On the evening of March 29, 2025, a Xiaomi SU7 carrying three female college students collided and exploded on the Deshang Expressway in Anhui Province, and the three people were unfortunately killed.
This major accident has triggered public questioning of intelligent driving technology and also exposed the "butterfly effect" between technology, design, marketing and user behavior in the modern automotive industry - when multiple seemingly small risk points are intertwined, tragedy may go from accidental to inevitable.

Currently, the responsibility for intelligent driving accidents is borne by the driver
According to Xiaomi's official data, before the accident, the vehicle was in NOA intelligent assisted driving mode, cruising at 116km/h. After detecting the construction obstacle ahead, the system issued a takeover prompt. The driver took over within 1 second and tried to steer and brake, but only 2 seconds later, the vehicle still crashed into the concrete guardrail at 97km/h. The extreme urgency of this time window highlights the misalignment between the intelligent driving system and human reaction speed: even if the system has issued an early warning according to the program, the driver's physical limit from "disengaging" to effectively controlling the vehicle may not be enough to avoid a high-speed collision. The Xiaomi SU7 user manual clearly states that "intelligent driving cannot replace human judgment, and the driver shall bear the responsibility for the accident", but this clear division of responsibilities at the legal level may be diluted in the actual application of technology due to excessive trust by users.
The “last centimeter” of the escape route
Another detail in the accident is whether the car door could not be opened after the collision. Xiaomi emphasized that the car is equipped with a mechanical emergency handle and "can be opened even if the battery is damaged", but from the pictures of the wreckage after the car body burned, the door did not open. This is not unrelated to the semi-hidden door handle design used in the vehicle.

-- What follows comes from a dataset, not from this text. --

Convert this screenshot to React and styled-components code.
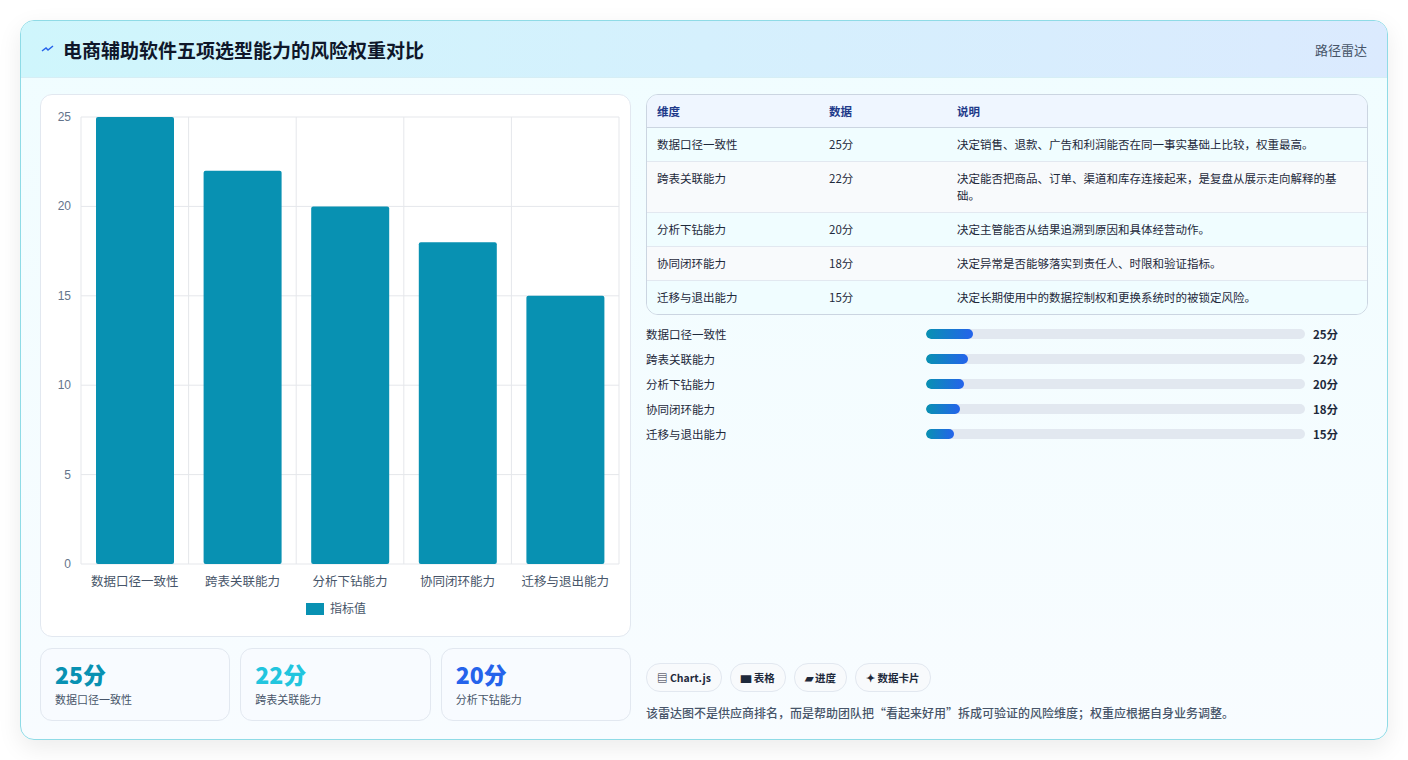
import React from "react";
import styled, { createGlobalStyle } from "styled-components";

const G = createGlobalStyle`
  html,body{margin:0;padding:0;background:#f1f5f9;}
  body{font-family:"Noto Sans CJK SC","Noto Sans",sans-serif;}
`;
const data = [
  ["数据口径一致性", 25, "决定销售、退款、广告和利润能否在同一事实基础上比较，权重最高。"],
  ["跨表关联能力", 22, "决定能否把商品、订单、渠道和库存连接起来，是复盘从展示走向解释的基础。"],
  ["分析下钻能力", 20, "决定主管能否从结果追溯到原因和具体经营动作。"],
  ["协同闭环能力", 18, "决定异常是否能够落实到责任人、时限和验证指标。"],
  ["迁移与退出能力", 15, "决定长期使用中的数据控制权和更换系统时的被锁定风险。"],
];
const Page = styled.div`padding:20px;background:#fff;height:760px;box-sizing:border-box;`;
const Card = styled.div`height:720px;box-sizing:border-box;border:1px solid #8fdbe6;border-radius:14px;overflow:hidden;
  background:linear-gradient(180deg,#f0fdff,#f8fcff);box-shadow:0 8px 24px rgba(0,0,0,.08);display:flex;flex-direction:column;`;
const Header = styled.div`height:56px;flex:none;display:flex;align-items:center;justify-content:space-between;padding:0 20px;
  background:linear-gradient(90deg,#cff6fc,#dbeafe);border-bottom:1px solid #d6eef5;`;
const Title = styled.h1`margin:0;font-size:19px;font-weight:700;color:#0f172a;display:flex;align-items:center;gap:8px;`;
const Tag = styled.span`font-size:13px;color:#475569;`;
const Body = styled.div`flex:1;display:grid;grid-template-columns:591px 1fr;gap:15px;padding:16px 19px 18px 19px;`;
const Left = styled.div`display:flex;flex-direction:column;gap:11px;`;
const ChartBox = styled.div`height:543px;box-sizing:border-box;background:#fff;border:1px solid #e2e8f0;border-radius:12px;position:relative;`;
const Stats = styled.div`display:grid;grid-template-columns:repeat(3,1fr);gap:10px;`;
const Stat = styled.div`height:73px;box-sizing:border-box;border:1px solid #e2e8f0;border-radius:12px;background:#f8fbff;padding:10px 14px;`;
const Big = styled.div`font-size:23px;font-weight:800;color:${p=>p.c};line-height:30px;`;
const Small = styled.div`font-size:11px;color:#475569;margin-top:2px;`;
const Right = styled.div`display:flex;flex-direction:column;`;
const Table = styled.table`width:100%;border-collapse:separate;border-spacing:0;border:1px solid #cbd5e1;border-radius:12px;overflow:hidden;font-size:11.5px;color:#1e293b;`;
const Th = styled.th`text-align:left;font-weight:700;color:#1e3a8a;background:#eff6ff;padding:0 10px;height:32px;border-bottom:1px solid #cbd5e1;`;
const Td = styled.td`padding:8px 10px;border-top:${p=>p.first?"none":"1px solid #e2e8f0"};background:${p=>p.odd?"#f8fafc":"#f0fdff"};vertical-align:top;line-height:17px;`;
const Bars = styled.div`display:flex;flex-direction:column;gap:7px;margin-top:10px;`;
const BarRow = styled.div`display:grid;grid-template-columns:272px 379px 1fr;gap:8px;align-items:center;font-size:11.5px;color:#1e293b;height:18px;`;
const Track = styled.div`height:10px;border-radius:5px;background:#e2e8f0;overflow:hidden;`;
const Fill = styled.div`height:100%;border-radius:5px;background:linear-gradient(90deg,#0891b2,#2563eb);`;
const Val = styled.span`font-weight:700;`;
const Spacer = styled.div`flex:1;`;
const Chips = styled.div`display:flex;gap:8px;`;
const Chip = styled.span`font-size:10.5px;font-weight:700;color:#1e293b;padding:6px 10px;border:1px solid #e2e8f0;border-radius:14px;background:#f8fafc;`;
const Note = styled.p`margin:12px 0 0;font-size:12px;color:#475569;font-weight:500;`;

function Chart(){
  const L=40,R=578,T=22,B=469,W=R-L,H=B-T,step=W/5;
  return <svg width="589" height="541" style={{display:"block"}}>
    {[0,5,10,15,20,25].map(v=>{const y=B-v/25*H;return <g key={v}>
      <line x1={L} x2={R} y1={y} y2={y} stroke="#e5e7eb"/>
      <text x={L-10} y={y+4} textAnchor="end" fontSize="12" fill="#64748b" fontFamily="Liberation Sans">{v}</text></g>})}
    {[0,1,2,3,4,5].map(i=><line key={i} x1={L+i*step} x2={L+i*step} y1={T} y2={B+ (i===0?0:0)} stroke="#e5e7eb"/>)}
    {data.map((d,i)=>{const h=d[1]/25*H;const x=L+i*step+15;return <g key={i}>
      <rect x={x} y={B-h} width={78} height={h} rx="2" fill="#0891b2"/>
      <text x={L+i*step+step/2} y={B+22} textAnchor="middle" fontSize="12.5" fill="#475569">{d[0]}</text></g>})}
    <rect x="265" y="508" width="18" height="12" fill="#0891b2"/>
    <text x="289" y="518" fontSize="12" fill="#475569">指标值</text>
  </svg>;
}

export default function App(){
  return <Page><G/><Card>
    <Header><Title><svg width="14" height="10" viewBox="0 0 14 10"><path d="M1 7 L5 4 L7 6 L12 2" stroke="#2563eb" strokeWidth="1.5" fill="none"/></svg>电商辅助软件五项选型能力的风险权重对比</Title><Tag>路径雷达</Tag></Header>
    <Body>
      <Left>
        <ChartBox><Chart/></ChartBox>
        <Stats>
          <Stat><Big c="#0891b2">25分</Big><Small>数据口径一致性</Small></Stat>
          <Stat><Big c="#22c5de">22分</Big><Small>跨表关联能力</Small></Stat>
          <Stat><Big c="#2563eb">20分</Big><Small>分析下钻能力</Small></Stat>
        </Stats>
      </Left>
      <Right>
        <Table><thead><tr><Th style={{width:152}}>维度</Th><Th style={{width:108}}>数据</Th><Th>说明</Th></tr></thead>
          <tbody>{data.map((d,i)=><tr key={i}><Td first={i===0} odd={i%2===1}>{d[0]}</Td><Td first={i===0} odd={i%2===1}>{d[1]}分</Td><Td first={i===0} odd={i%2===1}>{d[2]}</Td></tr>)}</tbody>
        </Table>
        <Bars>{data.map((d,i)=><BarRow key={i}><span>{d[0]}</span><Track><Fill style={{width:`${d[1]/200*100}%`}}/></Track><Val>{d[1]}分</Val></BarRow>)}</Bars>
        <Spacer/>
        <Chips><Chip>▤ Chart.js</Chip><Chip>▆ 表格</Chip><Chip>▰ 进度</Chip><Chip>✦ 数据卡片</Chip></Chips>
        <Note>该雷达图不是供应商排名，而是帮助团队把“看起来好用”拆成可验证的风险维度；权重应根据自身业务调整。</Note>
      </Right>
    </Body>
  </Card></Page>;
}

Similar cases where similar designs have led to rescue difficulties have exposed the conflict between the "sense of technology" and the intuitive operation in emergency situations. What is more worthy of reflection is that even if the mechanical structure is theoretically available, the deformation of the vehicle caused by a severe impact, the panic of the passengers, and the unfamiliarity of external rescuers with the new door structure may make the "last centimeter" escape route ineffective.
There are also technical trade-offs behind security
The standard version of the Xiaomi SU7 involved in the accident received a five-star safety certification in the China Automotive Test, with an occupant protection score of 94.31%. The information disclosed so far is that the lithium iron phosphate battery installed in the accident vehicle did not use the "cell inversion technology" of the pro version, which could have released energy downward to protect the passenger compartment in extreme cases. This version difference reveals a reality that the grading of safety configurations may expose the vulnerability of basic models in extreme scenarios. When consumers pay for appearance and cost-effectiveness, it is often difficult to see through these hidden technical trade-offs.

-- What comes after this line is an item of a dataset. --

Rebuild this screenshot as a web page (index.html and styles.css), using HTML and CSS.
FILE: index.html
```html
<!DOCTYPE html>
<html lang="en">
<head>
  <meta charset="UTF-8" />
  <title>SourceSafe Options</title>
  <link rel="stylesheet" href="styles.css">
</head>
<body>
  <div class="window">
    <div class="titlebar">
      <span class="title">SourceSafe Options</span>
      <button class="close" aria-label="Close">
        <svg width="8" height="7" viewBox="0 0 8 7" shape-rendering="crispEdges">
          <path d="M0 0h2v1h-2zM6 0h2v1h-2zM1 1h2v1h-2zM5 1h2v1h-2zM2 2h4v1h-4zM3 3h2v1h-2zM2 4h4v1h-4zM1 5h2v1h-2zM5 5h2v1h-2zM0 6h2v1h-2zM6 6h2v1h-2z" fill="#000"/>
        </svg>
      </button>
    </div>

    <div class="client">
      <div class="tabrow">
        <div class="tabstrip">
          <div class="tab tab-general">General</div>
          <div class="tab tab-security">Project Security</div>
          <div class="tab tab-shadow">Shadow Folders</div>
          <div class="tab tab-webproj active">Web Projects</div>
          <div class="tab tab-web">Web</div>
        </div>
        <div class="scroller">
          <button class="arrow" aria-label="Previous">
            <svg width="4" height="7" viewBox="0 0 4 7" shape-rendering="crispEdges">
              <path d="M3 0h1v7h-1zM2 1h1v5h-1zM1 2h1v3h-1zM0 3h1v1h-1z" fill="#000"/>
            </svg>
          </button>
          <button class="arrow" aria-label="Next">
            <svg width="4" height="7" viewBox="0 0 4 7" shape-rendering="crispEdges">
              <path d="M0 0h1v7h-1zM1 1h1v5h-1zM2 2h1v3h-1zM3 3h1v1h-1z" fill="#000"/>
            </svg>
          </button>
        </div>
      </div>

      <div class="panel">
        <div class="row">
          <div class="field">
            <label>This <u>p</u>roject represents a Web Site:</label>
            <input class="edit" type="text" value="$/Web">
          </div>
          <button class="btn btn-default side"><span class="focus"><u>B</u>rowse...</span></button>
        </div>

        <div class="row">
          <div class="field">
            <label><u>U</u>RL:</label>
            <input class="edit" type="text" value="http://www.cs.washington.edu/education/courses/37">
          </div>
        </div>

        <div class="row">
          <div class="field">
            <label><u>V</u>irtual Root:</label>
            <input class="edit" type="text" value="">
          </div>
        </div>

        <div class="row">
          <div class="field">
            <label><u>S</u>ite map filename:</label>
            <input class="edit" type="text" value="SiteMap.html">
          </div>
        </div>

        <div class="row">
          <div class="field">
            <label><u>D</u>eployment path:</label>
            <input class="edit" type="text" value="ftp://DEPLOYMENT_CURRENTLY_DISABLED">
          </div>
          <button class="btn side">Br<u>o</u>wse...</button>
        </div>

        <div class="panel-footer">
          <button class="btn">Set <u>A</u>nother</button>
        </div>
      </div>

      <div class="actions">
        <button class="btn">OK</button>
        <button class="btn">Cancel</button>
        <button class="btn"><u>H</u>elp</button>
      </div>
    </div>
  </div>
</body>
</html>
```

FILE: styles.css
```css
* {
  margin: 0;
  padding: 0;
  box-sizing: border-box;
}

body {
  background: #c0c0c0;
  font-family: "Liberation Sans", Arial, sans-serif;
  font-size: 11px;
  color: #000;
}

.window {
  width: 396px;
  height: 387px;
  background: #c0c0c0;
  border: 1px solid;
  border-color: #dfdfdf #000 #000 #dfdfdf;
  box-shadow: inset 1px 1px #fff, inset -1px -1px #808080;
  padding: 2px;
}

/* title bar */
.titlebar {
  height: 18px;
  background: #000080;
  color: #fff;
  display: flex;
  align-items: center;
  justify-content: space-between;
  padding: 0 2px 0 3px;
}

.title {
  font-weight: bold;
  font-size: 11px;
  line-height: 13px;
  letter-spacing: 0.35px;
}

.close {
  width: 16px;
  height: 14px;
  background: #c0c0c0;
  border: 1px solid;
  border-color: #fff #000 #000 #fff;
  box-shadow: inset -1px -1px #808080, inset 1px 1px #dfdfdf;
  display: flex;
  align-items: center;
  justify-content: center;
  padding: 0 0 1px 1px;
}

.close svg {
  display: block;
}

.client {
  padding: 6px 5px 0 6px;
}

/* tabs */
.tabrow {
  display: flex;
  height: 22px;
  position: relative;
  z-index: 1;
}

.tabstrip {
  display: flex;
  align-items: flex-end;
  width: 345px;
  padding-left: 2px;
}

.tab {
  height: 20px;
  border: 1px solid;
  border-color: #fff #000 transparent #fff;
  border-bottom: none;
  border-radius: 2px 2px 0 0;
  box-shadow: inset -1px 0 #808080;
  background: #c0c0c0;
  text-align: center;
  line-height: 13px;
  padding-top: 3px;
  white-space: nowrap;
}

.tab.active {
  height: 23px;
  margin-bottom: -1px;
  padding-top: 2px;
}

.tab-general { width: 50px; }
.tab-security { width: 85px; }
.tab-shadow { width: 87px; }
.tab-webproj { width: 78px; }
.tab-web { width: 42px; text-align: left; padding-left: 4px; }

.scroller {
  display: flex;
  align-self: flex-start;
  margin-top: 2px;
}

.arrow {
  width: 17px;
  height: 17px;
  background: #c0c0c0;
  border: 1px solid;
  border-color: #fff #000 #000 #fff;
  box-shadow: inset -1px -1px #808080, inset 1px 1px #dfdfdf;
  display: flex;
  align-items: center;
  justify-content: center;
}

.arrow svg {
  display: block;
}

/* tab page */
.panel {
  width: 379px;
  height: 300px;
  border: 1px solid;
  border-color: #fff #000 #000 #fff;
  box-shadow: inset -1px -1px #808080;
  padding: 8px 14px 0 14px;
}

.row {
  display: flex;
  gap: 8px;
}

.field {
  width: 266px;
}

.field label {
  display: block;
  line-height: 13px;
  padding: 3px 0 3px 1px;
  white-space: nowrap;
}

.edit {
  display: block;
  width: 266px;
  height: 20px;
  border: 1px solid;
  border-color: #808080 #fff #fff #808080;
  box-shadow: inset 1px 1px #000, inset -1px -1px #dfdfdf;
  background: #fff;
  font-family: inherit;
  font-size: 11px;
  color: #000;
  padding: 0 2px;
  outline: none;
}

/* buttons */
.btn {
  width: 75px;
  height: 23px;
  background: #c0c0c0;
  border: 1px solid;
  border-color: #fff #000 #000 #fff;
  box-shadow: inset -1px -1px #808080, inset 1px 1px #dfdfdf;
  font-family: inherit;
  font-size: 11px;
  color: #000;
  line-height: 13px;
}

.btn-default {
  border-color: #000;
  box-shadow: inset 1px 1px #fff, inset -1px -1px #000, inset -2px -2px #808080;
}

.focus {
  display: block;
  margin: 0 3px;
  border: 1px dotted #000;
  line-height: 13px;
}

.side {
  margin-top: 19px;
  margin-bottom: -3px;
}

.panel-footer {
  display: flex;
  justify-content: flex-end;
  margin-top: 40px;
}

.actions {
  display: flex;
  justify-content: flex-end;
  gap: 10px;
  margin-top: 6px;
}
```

Broken chain of trust and reflection
Lei Jun did not respond until 22:19 on April 1, nearly two days after the accident, which was somewhat inconsistent with his "people-friendly" image. At the same time, when car companies use intelligent driving as the main selling point in marketing, can user education keep up with the speed of technological iteration? As the victim's mother said, she had repeatedly warned her daughter "not to blindly believe in intelligent driving", but she could not resist the trust of young people in the convenience of technology.

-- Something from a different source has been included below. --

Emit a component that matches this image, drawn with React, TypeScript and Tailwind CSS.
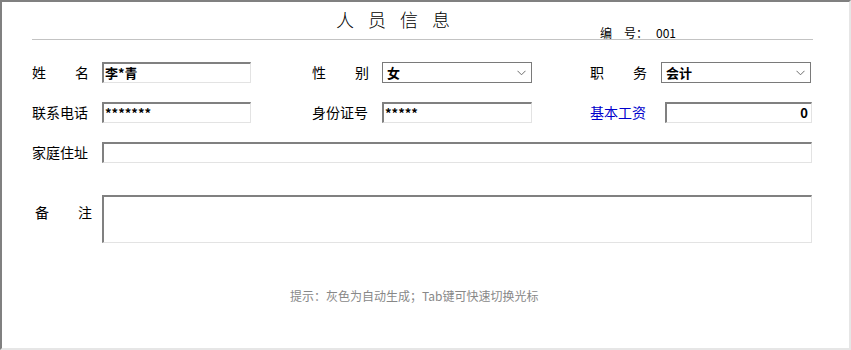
const font = "font-['SimSun','Noto_Sans_CJK_SC','Liberation_Sans',sans-serif]";

function Label({ text, spread = true, className = "" }: { text: string; spread?: boolean; className?: string }) {
  if (!spread) return <div className={`text-[14px] text-black ${className}`}>{text}</div>;
  const chars = text.split("");
  return (
    <div className={`flex justify-between w-[57px] text-[14px] text-black ${className}`}>
      {chars.map((c, i) => (
        <span key={i}>{c}</span>
      ))}
    </div>
  );
}

function TextBox({ value = "", width, align = "left" }: { value?: string; width: string; align?: "left" | "right" }) {
  return (
    <div
      className={`${width} h-[21px] border-t-2 border-l-2 border-t-[#808080] border-l-[#808080] border-r border-b border-r-[#e3e3e3] border-b-[#e3e3e3] bg-white flex items-center px-[1px] text-[13px] font-bold text-black ${align === "right" ? "justify-end pr-[3px]" : ""}`}
    >
      {value}
    </div>
  );
}

function Select({ value }: { value: string }) {
  return (
    <div className="w-[150px] h-[21px] border border-[#7a7a7a] bg-white flex items-center justify-between pl-[4px] pr-[5px] text-[13px] font-bold text-black">
      <span>{value}</span>
      <svg width="9" height="6" viewBox="0 0 9 6" className="text-[#6d6d6d]">
        <path d="M0.5 0.8 L4.5 4.8 L8.5 0.8" fill="none" stroke="currentColor" strokeWidth="1" />
      </svg>
    </div>
  );
}

export default function App() {
  return (
    <div className={`w-[851px] h-[350px] bg-white border-t-2 border-l-2 border-t-[#808080] border-l-[#808080] border-r-2 border-b-2 border-r-[#e6e6e6] border-b-[#e6e6e6] ${font}`}>
      <div className="pl-[30px] w-[811px]">
        <div className="relative h-[38px] border-b border-[#c3c3c3]">
          <div className="absolute left-[304px] top-[8px] text-[18px] tracking-[14px] text-black leading-none font-light">人员信息</div>
          <div className="absolute left-[568px] top-[25px] flex text-[12px] text-black leading-none">
            <span>编</span>
            <span className="ml-[12px]">号：</span>
            <span className="ml-[8px]">001</span>
          </div>
        </div>

        <div className="flex items-center mt-[22px]">
          <Label text="姓名" />
          <div className="ml-[13px]">
            <TextBox value="李*青" width="w-[149px]" />
          </div>
          <Label text="性别" className="ml-[61px]" />
          <div className="ml-[13px]">
            <Select value="女" />
          </div>
          <Label text="职务" className="ml-[58px]" />
          <div className="ml-[14px]">
            <Select value="会计" />
          </div>
        </div>

        <div className="flex items-center mt-[19px]">
          <Label text="联系电话" spread={false} className="w-[70px]" />
          <TextBox value="*******" width="w-[149px]" />
          <Label text="身份证号" spread={false} className="ml-[61px] w-[70px]" />
          <TextBox value="*****" width="w-[150px]" />
          <Label text="基本工资" spread={false} className="ml-[58px] w-[75px] !text-[#0000cc]" />
          <TextBox value="0" width="w-[147px]" align="right" />
        </div>

        <div className="flex items-center mt-[19px]">
          <Label text="家庭住址" spread={false} className="w-[70px]" />
          <TextBox width="w-[710px]" />
        </div>

        <div className="flex items-start mt-[32px]">
          <div className="w-[70px] pt-[7px] pl-[3px]">
            <Label text="备注" className="w-[54px]" />
          </div>
          <div className="w-[710px] h-[48px] border-t-2 border-l-2 border-t-[#808080] border-l-[#808080] border-r border-b border-r-[#e3e3e3] border-b-[#e3e3e3] bg-white" />
        </div>

        <div className="mt-[44px] pl-[258px] text-[12px] text-[#888888]">
          提示：灰色为自动生成；Tab键可快速切换光标
        </div>
      </div>
    </div>
  );
}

This accident was not caused by a single factor. From the time difference between intelligent driving and human driving, the hidden dangers in the door design, the battery safety classification, to the user's cognitive bias and the company's response mechanism, the "low-probability" defects in each link together constitute a high-probability event. It reminds us that the evolution of automobile safety is not an arms race of technical parameters, but requires putting "people" at the core of the system.
Whether it is the redundant design of car companies for extreme scenarios or the rational cognition of society on the risks of new technologies, they all need to find a more solid fulcrum on the scale of "convenience" and "safety". After all, when the bright future promised by technology meets the fragile reality of individual life, any tiny probability should not be taken as a bet. For drivers, safety needs to be firmly in their own hands before the technology matures.